If you’re not porting your old number or are starting service in a new location, you’ll be using your new Callcentric phone number. If you are porting, it’s best to make the cutover at the time the port occurs.
Be VERY SURE that you have disconnected the old phone service before plugging your phone wiring into the ATA. If both are connected simultaneously, bad things could happen, including blowing up your ATA. Everything will be ok if you are using the phone wire that used to be plugged into a cable modem or a phone company demarcation point, but if the ATA is in a different location, it’s easy to accidentally have both sources connected at once. Don’t do it. Disconnect the old phone service BEFORE connecting the new. Be aware that if you’ve canceled your old phone provider’s service and your dial tone has gone away, you are still connected to their network. Physically disconnect from it. Sometimes this requires disconnecting or cutting wires.
Note that you can connect to your existing wired phone system at any extension; it doesn’t have to be at the same place the old phone service was connected. That location is usually determined by where the phone wire comes into your house; the new location is determined by wherever you locate your ATA. Just be sure you disconnect from the old service first.
Fancy Stuff You Can Do
Once you’ve got your VoIP service set up, there are lots of things you can do, and a few you can’t:
- You have to always dial the area code, including the leading “1”. There are fancy ways to eliminate this need, but until you get some more experience with VoIP (a lot more) you don’t want to go there.
- Don’t forget that you can speed up connections by dialing “#” after the number.
- There’s no operator.

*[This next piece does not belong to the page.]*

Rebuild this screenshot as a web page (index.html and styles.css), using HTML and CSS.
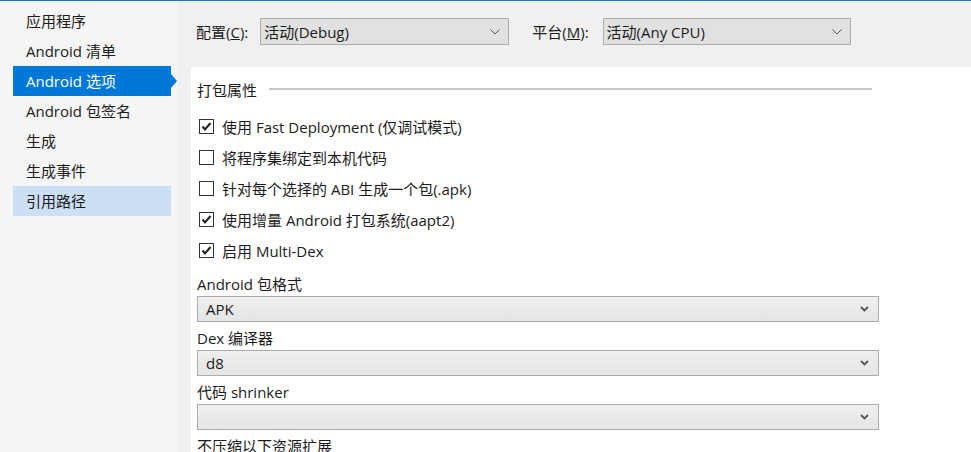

Dialing “0” gets you nowhere.
- Callcentric has “411” information service. It doesn’t cost extra (just your regular outgoing call rate) but does have ads.
- You can enable or disable international calling. Check to see if it is enabled for you, and disable it if you don’t expect to make such calls. International rates can be looked up on the Callcentric website, but for most countries they are very cheap. You can look up rates here.
- You can use a softphone app on your smartphone to connect to your Callcentric account. This lets you make and receive calls on your home number from anywhere you have an internet connection. Your smartphone is just another extension of your home phone. This is great for traveling, and works anywhere in the world.
- Callcentric has spam filtering to reduce the number of unwanted calls. I’ve found that it doesn’t block all of them but helps some. You can also filter calls by doing things like requiring callers to press a specific key to be connected. All this is explained on the Callcentric website here.
- If you want to create a mixed system with some VoIP phones and some phones connected to an ATA, you can do this. It’s a good way to slowly switch over to a pure VoIP phone system.
- Don’t forget to set up voicemail, even if you have an answering machine at home. In that case it will provide a backup so callers can leave messages even if your home phones are down due to a power or internet failure. All about Callcentric voicemail is here.
- You should also check and set up your Caller ID and CNAM (the name associated with your Caller ID. Instructions are here.
- Callcentric lets you have multiple numbers on your account, even (low-cost) 800 numbers, and have them all ring on your phone.
- Callcentric can supply a number to be used for receiving faxes and will email a PDF of any faxes you receive at such a number. See here.